I've looked through the query and it seems correct! So, yes, giving 3-5% seems like a better choice. One suggestion: please consider following our team SQL style when you write queries. I'm used to using that style now, so it would've been a bit easier for me to process the queries.

Overall, I think you're good to go! Thank you for grappling with all this detail and being dedicated to accuracy 😊

Thank you @nshahquinn-wmf and @Iflorez for all the sleuthing on this! Following Irene's previous update, we revised the Diff post to read:

"At the moment, less than 5% of Wikimedia contributors (logged in, across all projects) edit from within the continent."

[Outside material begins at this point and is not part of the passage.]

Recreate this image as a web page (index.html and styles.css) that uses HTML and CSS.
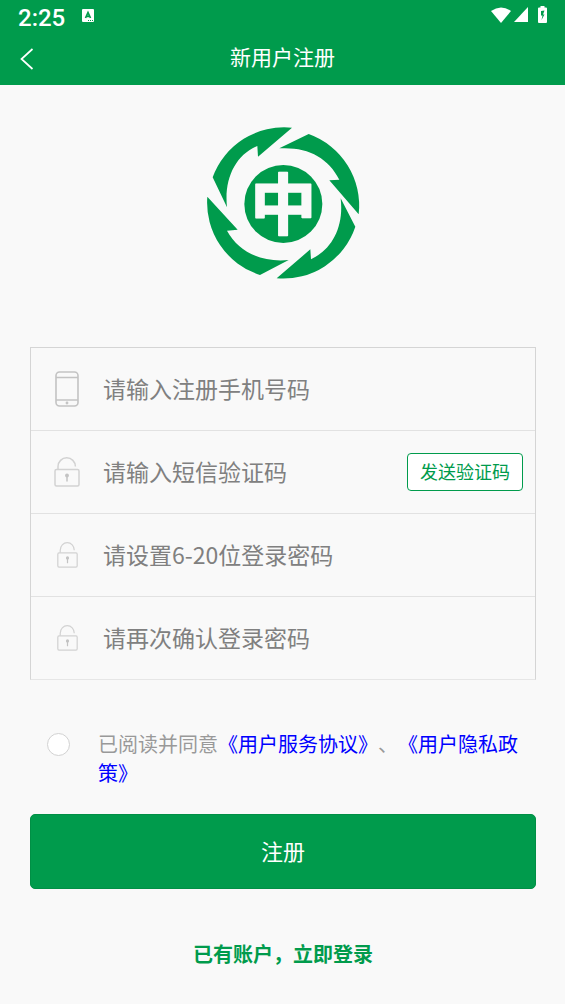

Would you be comfortable sticking with that? This post is aimed at a general audience and we don't need to be super precise, or get into the weeds of methodology (unless we get specific inquiries). I think putting a percentage range will actually be distracting and raise questions, when the point we're really trying to make is that African contribution is unacceptably low, as a setup for the steps we're taking to address that. "Less than 5%" feels like a more concise way of landing that point, and doesn't in my view contradict or mislead based on what you've established. But if you feel strongly to the contrary, I can be persuaded!

Thanks again. <3

@BVershbow_WMF from my point of view, that's a great way of phrasing it. Thanks for helping translate our data-science-ese!